With the weather heading into summery temperatures and unclouded skies, there was a fairly obvious choice for where to go on a Saturday of limited ‘déconfinement’ . This was the famous beach of Pampelonne on the St Tropez peninsula. We’ve only been here one or two times. The main reasons for neglecting it have been that it’s generally very crowded with difficult car parking, and you have to negotiate the normally appalling (but very classy) traffic around St Tropez. This stage of the déconfinement still has a 100km limit on travel, and the fact that everyone’s car number plate reveals their department number, discourages any visitors other than relatively local.

So on a sunny May holiday weekend, it was a strange feeling to drive along the coast road close to the speed limit rather than crawling along at 15 km per hour. The car park was unnaturally empty with the new regulations for the beach clearly displayed.

The beach restaurants which, would normally be open and crowded, were deserted although a few of owners were obviously taking the opportunity to do some maintenance. We set off walking towards the headland of Cap Camarat.

Eventually we left the beach and set off along the meandering and rocky coastal path. And as we have often remarked, even authorised French footpaths can be challenging. This is no exception. It’s difficult to image any British local authority allowing it to exist without handrails, concrete steps and a plethora of warning signs. At one point a section that had slipped away had been crudely repaired. One COVID curiosity was how you maintain social distancing on a path that is barely wide enough for one person.

In the end we decided not to do the long climb up to the lighthouse. We’ve done it before and the day was already getting almost uncomfortably warm. And, after eight weeks of life inside, we didn’t feel we’d built up the tan necessary to resist the sun for too long.

Chris is using the Birdnet app on his phone to identify which bird was singing in the thick bushes on the edge of Cap Camarat. It confirmed his identification of a nightingale (no they don’t just sing at night).

We returned the same way and after a brief swim – the water is still cold by our standards – had a picnic lunch on the beach. A very laid-back Police Municipale officer with a megaphone turned up as we were leaving but the beach is so vast and the number of people so limited, we don’t think he saw anything to distress him.

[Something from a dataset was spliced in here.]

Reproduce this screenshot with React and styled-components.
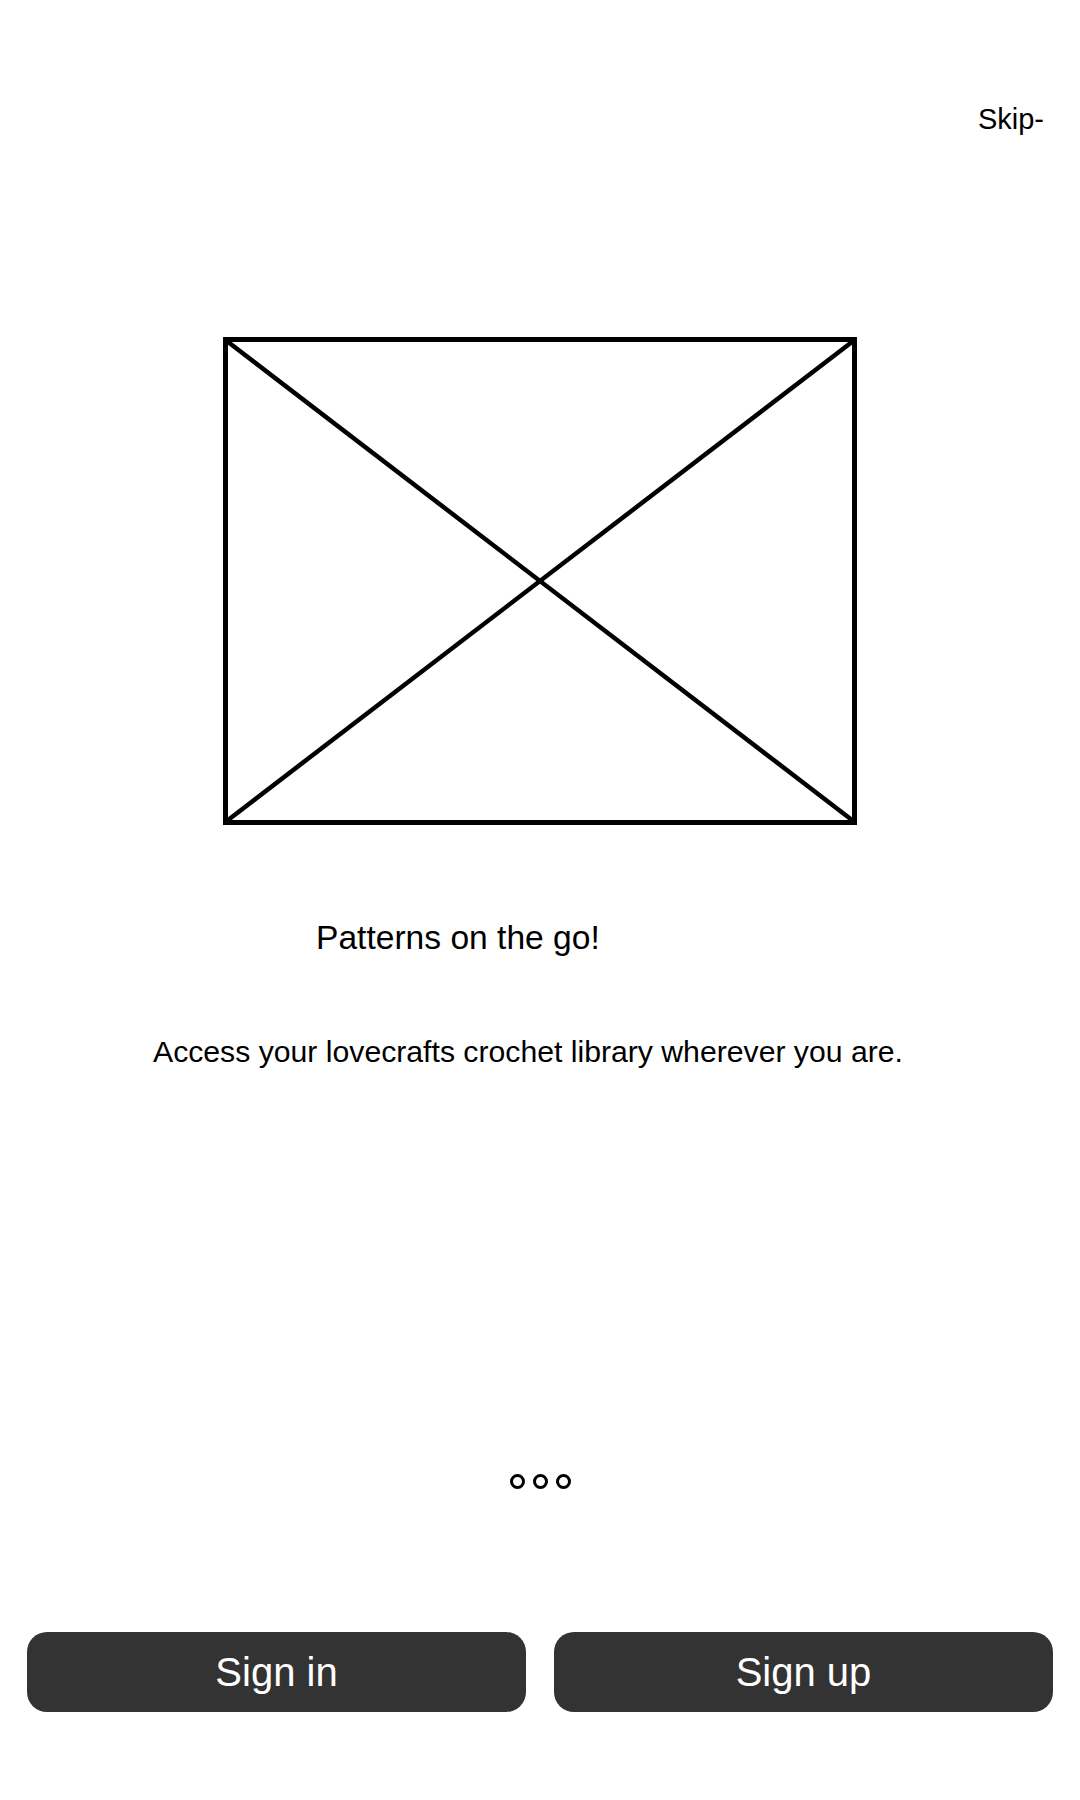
import React from "react";
import styled, { createGlobalStyle } from "styled-components";

const Global = createGlobalStyle`
  html, body { margin: 0; padding: 0; background: #ffffff; }
  body { font-family: "Liberation Sans", Arial, sans-serif; color: #000; }
  * { box-sizing: border-box; }
`;

const Screen = styled.div`
  width: 1080px;
  height: 1800px;
  display: flex;
  flex-direction: column;
  background: #ffffff;
  overflow: hidden;
`;

const TopBar = styled.header`
  display: flex;
  justify-content: flex-end;
  padding: 103px 36px 0 0;
`;

const SkipLink = styled.span`
  font-size: 29px;
  line-height: 32px;
  color: #000;
  cursor: pointer;
`;

const Placeholder = styled.div`
  align-self: center;
  width: 634px;
  height: 488px;
  margin-top: 202px;
  border: 5px solid #000;
  display: flex;
`;

const Cross = styled.svg`
  width: 100%;
  height: 100%;
  display: block;
`;

const Title = styled.h1`
  margin: 93px 0 0 316px;
  font-size: 33.6px;
  line-height: 40px;
  font-weight: 400;
`;

const Description = styled.p`
  margin: 76px 0 0 153px;
  font-size: 30.2px;
  line-height: 36px;
`;

const Dots = styled.div`
  display: flex;
  justify-content: center;
  gap: 8px;
  margin-top: 404px;
`;

const Dot = styled.span`
  width: 15px;
  height: 15px;
  border-radius: 50%;
  border: 3px solid #000;
  background: ${(p) => (p.$active ? "#000" : "transparent")};
`;

const Actions = styled.div`
  display: grid;
  grid-template-columns: 1fr 1fr;
  gap: 28px;
  padding: 0 27px;
  margin-top: 143px;
`;

const ActionButton = styled.button`
  height: 80px;
  border: none;
  border-radius: 20px;
  background: #333333;
  color: #ffffff;
  font-family: "Liberation Sans", Arial, sans-serif;
  font-size: 40px;
  line-height: 46px;
  cursor: pointer;
`;

export default function App() {
  return (
    <>
      <Global />
      <Screen>
        <TopBar>
          <SkipLink>Skip-</SkipLink>
        </TopBar>
        <Placeholder>
          <Cross viewBox="0 0 100 100" preserveAspectRatio="none">
            <line x1="0" y1="0" x2="100" y2="100" stroke="#000" strokeWidth="4.5" vectorEffect="non-scaling-stroke" />
            <line x1="100" y1="0" x2="0" y2="100" stroke="#000" strokeWidth="4.5" vectorEffect="non-scaling-stroke" />
          </Cross>
        </Placeholder>
        <Title>Patterns on the go!</Title>
        <Description>Access your lovecrafts crochet library wherever you are.</Description>
        <Dots>
          <Dot />
          <Dot />
          <Dot />
        </Dots>
        <Actions>
          <ActionButton>Sign in</ActionButton>
          <ActionButton>Sign up</ActionButton>
        </Actions>
      </Screen>
    </>
  );
}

We do gather though that the police did close down one of the smaller rockier beaches a few kilometres away because social distancing was impossible. Anyway it’s all about to change . The prime minister has announced the lifting of the 100 km limit and has allowed for the opening of all beaches and, under various conditions, restaurants and bars. There is a cautious feeling that the summer tourist season may yet be rescued. We will see.